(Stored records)
******
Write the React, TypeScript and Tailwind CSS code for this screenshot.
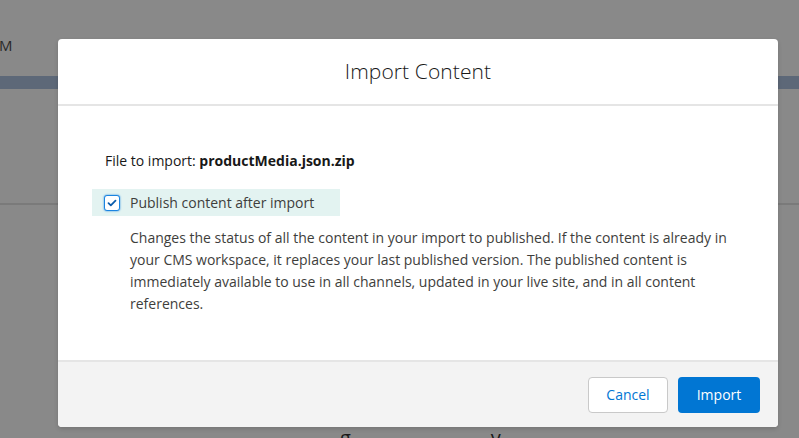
import React from "react";

export default function App() {
  const font = { fontFamily: '"Open Sans", "Noto Sans", sans-serif' };
  return (
    <div className="relative w-[799px] h-[438px] overflow-hidden bg-[#898989]" style={font}>
      {/* background page */}
      <div className="flex flex-col w-full h-full">
        <div className="h-[76px] flex items-start">
          <span className="mt-[34px] -ml-[1px] text-[15px] text-[#2a2a2a]">M</span>
        </div>
        <div className="h-[13px] bg-[#5d6878]" />
        <div className="h-[114px]" />
        <div className="h-[2px] bg-[#7a7a7a]" />
        <div className="flex-1 flex items-end">
          <span className="ml-[340px] mb-[-14px] text-[20px] leading-[28px] text-[#1a1a1a]">g</span>
          <span className="ml-[140px] mb-[-14px] text-[20px] leading-[28px] text-[#1a1a1a]">y</span>
        </div>
      </div>

      {/* modal */}
      <div className="absolute left-[58px] top-[39px] w-[720px] h-[388px] bg-white rounded-[4px] flex flex-col overflow-hidden shadow-[0_2px_4px_rgba(0,0,0,0.15)]">
        <div className="h-[67px] shrink-0 flex items-center justify-center border-b-2 border-[#e5e5e5]">
          <h2 className="text-[21px] font-light text-[#181818] tracking-[0.1px]">Import Content</h2>
        </div>
        <div className="flex-1 pt-[45px] pl-[34px] pr-[30px]">
          <p className="text-[14px] text-[#181818] pl-[13px] leading-[20px]">
            File to import: <span className="font-bold">productMedia.json.zip</span>
          </p>
          <div className="mt-[18px] w-[248px] h-[27px] bg-[#e3f3f1] flex items-center pl-[12px]">
            <span className="w-[16px] h-[16px] rounded-[3px] border border-[#1b84e0] bg-white flex items-center justify-center shadow-[0_0_2px_#1b84e0]">
              <svg width="10" height="8" viewBox="0 0 10 8">
                <path d="M1.5 4.2 L3.8 6.3 L8.5 1.6" stroke="#0b5cab" strokeWidth="1.8" fill="none" strokeLinecap="round" strokeLinejoin="round" />
              </svg>
            </span>
            <span className="ml-[10px] text-[14px] text-[#3e3e3c]">Publish content after import</span>
          </div>
          <p className="mt-[11px] ml-[38px] text-[14px] leading-[22px] text-[#3e3e3c] w-[620px]">
            Changes the status of all the content in your import to published. If the content is already in your CMS workspace, it replaces your last published version. The published content is immediately available to use in all channels, updated in your live site, and in all content references.
          </p>
        </div>
        <div className="h-[67px] shrink-0 bg-[#f3f3f3] border-t-2 border-[#e5e5e5] flex items-center justify-end gap-[10px] pr-[18px]">
          <button className="w-[80px] h-[36px] bg-white border border-[#c9c9c9] rounded-[4px] text-[14px] text-[#0176d3]">Cancel</button>
          <button className="w-[82px] h-[36px] bg-[#0176d3] rounded-[4px] text-[14px] text-white">Import</button>
        </div>
      </div>
    </div>
  );
}
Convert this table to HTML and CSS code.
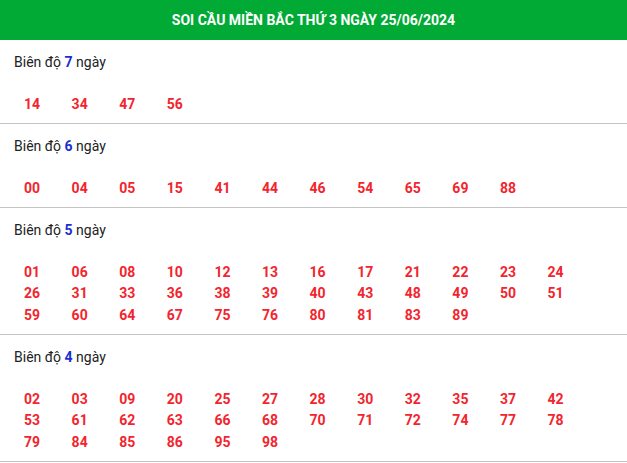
******
● **WORK INSTRUCTIONS**:
Extract all lines containing the word "this".

● **ANSWER TO THE EXERCISE**:
Write the React, TypeScript and Tailwind CSS code for this screenshot.
Convert this table to HTML and CSS code.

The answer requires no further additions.